-- begin Dataset excerpts --

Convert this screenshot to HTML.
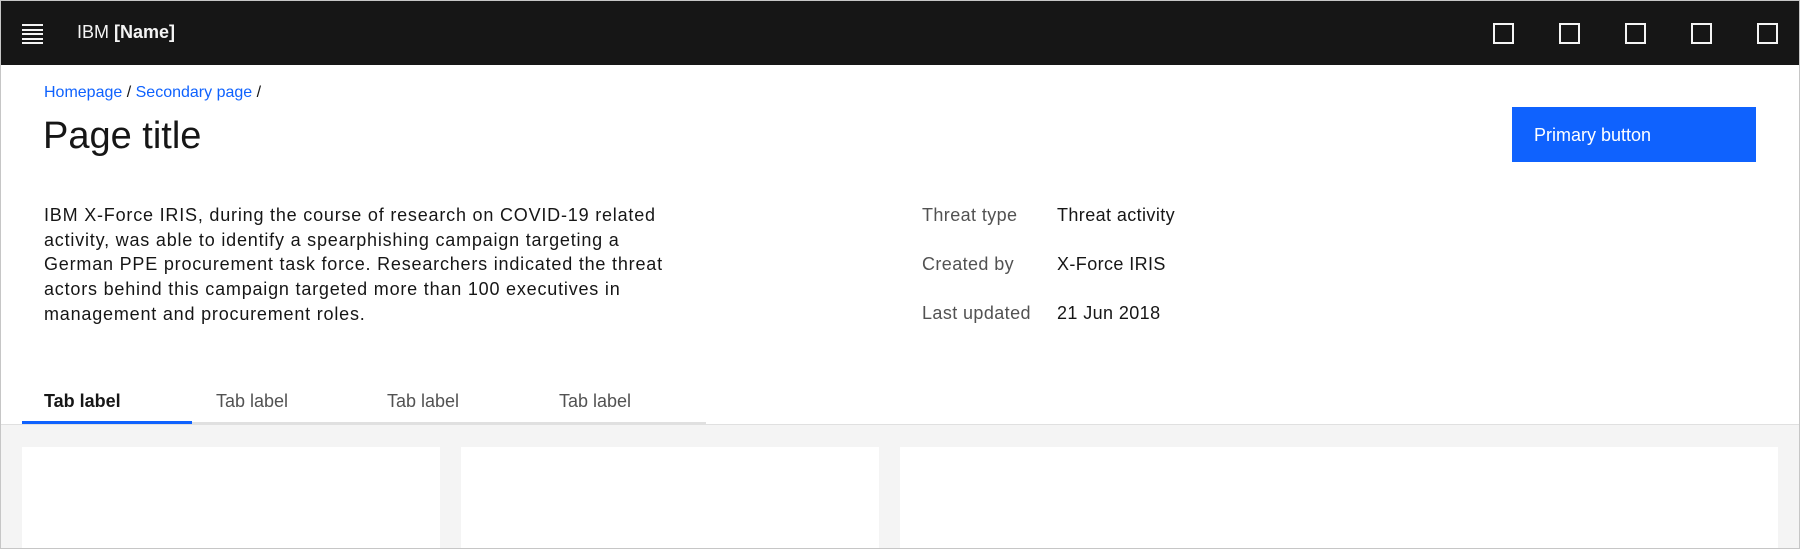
<!DOCTYPE html>
<html><head><style>
*{margin:0;padding:0;box-sizing:border-box}
body{width:1800px;height:549px;overflow:hidden;background:#fff;font-family:"Liberation Sans",sans-serif;position:relative;color:#161616}
.a{position:absolute}
#frame{position:absolute;left:0;top:0;width:1800px;height:549px;border:1px solid #c6c6c6;pointer-events:none;z-index:5}
.hdr{left:0;top:0;width:1800px;height:65px;background:#161616}
.sq{width:21px;height:21px;border:2px solid #f4f4f4;top:23px}
.ham{left:22px;width:21px;height:2px;background:#f4f4f4}
.t{font-size:18px;line-height:24.7px;white-space:nowrap;letter-spacing:0.4px}
.tab{top:391px;font-size:18px;color:#525252}
</style></head><body>
<div id="frame"></div>
<div class="a hdr"></div>
<div class="a ham" style="top:24px"></div><div class="a ham" style="top:28.5px"></div><div class="a ham" style="top:33px"></div><div class="a ham" style="top:37.5px"></div><div class="a ham" style="top:42px"></div>
<div class="a" style="left:77px;top:22px;color:#f4f4f4;font-size:18px">IBM <b>[Name]</b></div>
<div class="a sq" style="left:1493px"></div><div class="a sq" style="left:1559px"></div><div class="a sq" style="left:1625px"></div><div class="a sq" style="left:1691px"></div><div class="a sq" style="left:1757px"></div>
<div class="a" style="left:44px;top:84px;font-size:16px;color:#161616"><span style="color:#0f62fe">Homepage</span> / <span style="color:#0f62fe">Secondary page</span> /</div>
<div class="a" style="left:43px;top:115px;font-size:38px;font-weight:300">Page title</div>
<div class="a" style="left:1512px;top:107px;width:244px;height:55px;background:#0f62fe;color:#fff;font-size:18px;padding:18px 0 0 22px">Primary button</div>
<div class="a t" style="left:44px;top:203px;letter-spacing:0.8px">IBM X-Force IRIS, during the course of research on COVID-19 related<br>activity, was able to identify a spearphishing campaign targeting a<br>German PPE procurement task force. Researchers indicated the threat<br>actors behind this campaign targeted more than 100 executives in<br>management and procurement roles.</div>
<div class="a t" style="left:922px;top:203px;color:#525252">Threat type</div><div class="a t" style="left:1057px;top:203px">Threat activity</div>
<div class="a t" style="left:922px;top:252px;color:#525252">Created by</div><div class="a t" style="left:1057px;top:252px">X-Force IRIS</div>
<div class="a t" style="left:922px;top:301px;color:#525252">Last updated</div><div class="a t" style="left:1057px;top:301px">21 Jun 2018</div>
<div class="a tab" style="left:44px;color:#161616;font-weight:bold">Tab label</div>
<div class="a tab" style="left:216px">Tab label</div>
<div class="a tab" style="left:387px">Tab label</div>
<div class="a tab" style="left:559px">Tab label</div>
<div class="a" style="left:0;top:424px;width:1800px;height:125px;background:#f4f4f4;border-top:1px solid #e0e0e0"></div>
<div class="a" style="left:192px;top:422px;width:514px;height:2px;background:#e0e0e0"></div>
<div class="a" style="left:22px;top:421px;width:170px;height:3px;background:#0f62fe"></div>
<div class="a" style="left:22px;top:447px;width:418px;height:102px;background:#fff"></div>
<div class="a" style="left:461px;top:447px;width:418px;height:102px;background:#fff"></div>
<div class="a" style="left:900px;top:447px;width:878px;height:102px;background:#fff"></div>
</body></html>
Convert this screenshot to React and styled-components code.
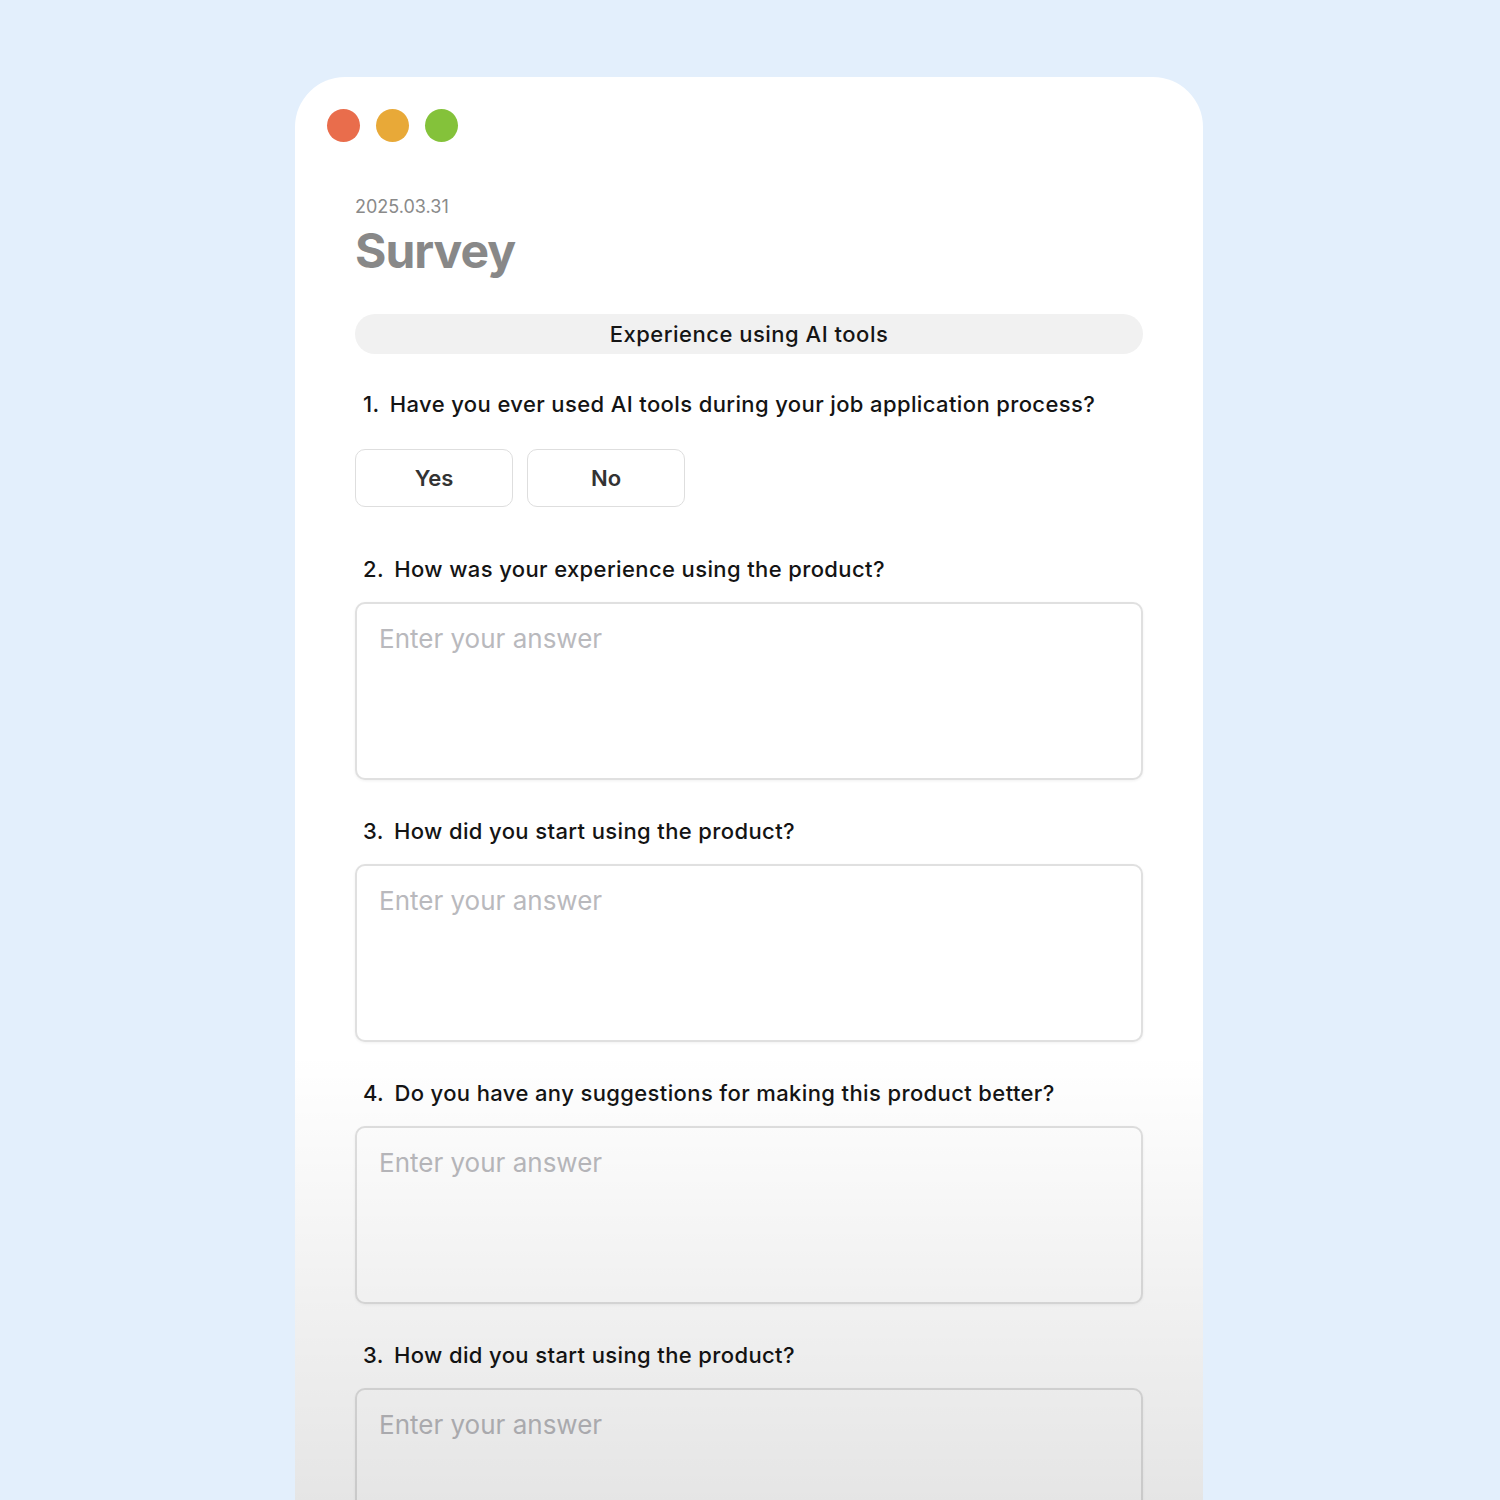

-- end Dataset excerpts --

Exercise prompt:
Repeat the material exactly as it reads, without any of its pictures.

Complete response:
Convert this screenshot to HTML.
<!DOCTYPE html>
<html><head><style>
*{margin:0;padding:0;box-sizing:border-box}
body{width:1800px;height:549px;overflow:hidden;background:#fff;font-family:"Liberation Sans",sans-serif;position:relative;color:#161616}
.a{position:absolute}
#frame{position:absolute;left:0;top:0;width:1800px;height:549px;border:1px solid #c6c6c6;pointer-events:none;z-index:5}
.hdr{left:0;top:0;width:1800px;height:65px;background:#161616}
.sq{width:21px;height:21px;border:2px solid #f4f4f4;top:23px}
.ham{left:22px;width:21px;height:2px;background:#f4f4f4}
.t{font-size:18px;line-height:24.7px;white-space:nowrap;letter-spacing:0.4px}
.tab{top:391px;font-size:18px;color:#525252}
</style></head><body>
<div id="frame"></div>
<div class="a hdr"></div>
<div class="a ham" style="top:24px"></div><div class="a ham" style="top:28.5px"></div><div class="a ham" style="top:33px"></div><div class="a ham" style="top:37.5px"></div><div class="a ham" style="top:42px"></div>
<div class="a" style="left:77px;top:22px;color:#f4f4f4;font-size:18px">IBM <b>[Name]</b></div>
<div class="a sq" style="left:1493px"></div><div class="a sq" style="left:1559px"></div><div class="a sq" style="left:1625px"></div><div class="a sq" style="left:1691px"></div><div class="a sq" style="left:1757px"></div>
<div class="a" style="left:44px;top:84px;font-size:16px;color:#161616"><span style="color:#0f62fe">Homepage</span> / <span style="color:#0f62fe">Secondary page</span> /</div>
<div class="a" style="left:43px;top:115px;font-size:38px;font-weight:300">Page title</div>
<div class="a" style="left:1512px;top:107px;width:244px;height:55px;background:#0f62fe;color:#fff;font-size:18px;padding:18px 0 0 22px">Primary button</div>
<div class="a t" style="left:44px;top:203px;letter-spacing:0.8px">IBM X-Force IRIS, during the course of research on COVID-19 related<br>activity, was able to identify a spearphishing campaign targeting a<br>German PPE procurement task force. Researchers indicated the threat<br>actors behind this campaign targeted more than 100 executives in<br>management and procurement roles.</div>
<div class="a t" style="left:922px;top:203px;color:#525252">Threat type</div><div class="a t" style="left:1057px;top:203px">Threat activity</div>
<div class="a t" style="left:922px;top:252px;color:#525252">Created by</div><div class="a t" style="left:1057px;top:252px">X-Force IRIS</div>
<div class="a t" style="left:922px;top:301px;color:#525252">Last updated</div><div class="a t" style="left:1057px;top:301px">21 Jun 2018</div>
<div class="a tab" style="left:44px;color:#161616;font-weight:bold">Tab label</div>
<div class="a tab" style="left:216px">Tab label</div>
<div class="a tab" style="left:387px">Tab label</div>
<div class="a tab" style="left:559px">Tab label</div>
<div class="a" style="left:0;top:424px;width:1800px;height:125px;background:#f4f4f4;border-top:1px solid #e0e0e0"></div>
<div class="a" style="left:192px;top:422px;width:514px;height:2px;background:#e0e0e0"></div>
<div class="a" style="left:22px;top:421px;width:170px;height:3px;background:#0f62fe"></div>
<div class="a" style="left:22px;top:447px;width:418px;height:102px;background:#fff"></div>
<div class="a" style="left:461px;top:447px;width:418px;height:102px;background:#fff"></div>
<div class="a" style="left:900px;top:447px;width:878px;height:102px;background:#fff"></div>
</body></html>
Convert this screenshot to React and styled-components code.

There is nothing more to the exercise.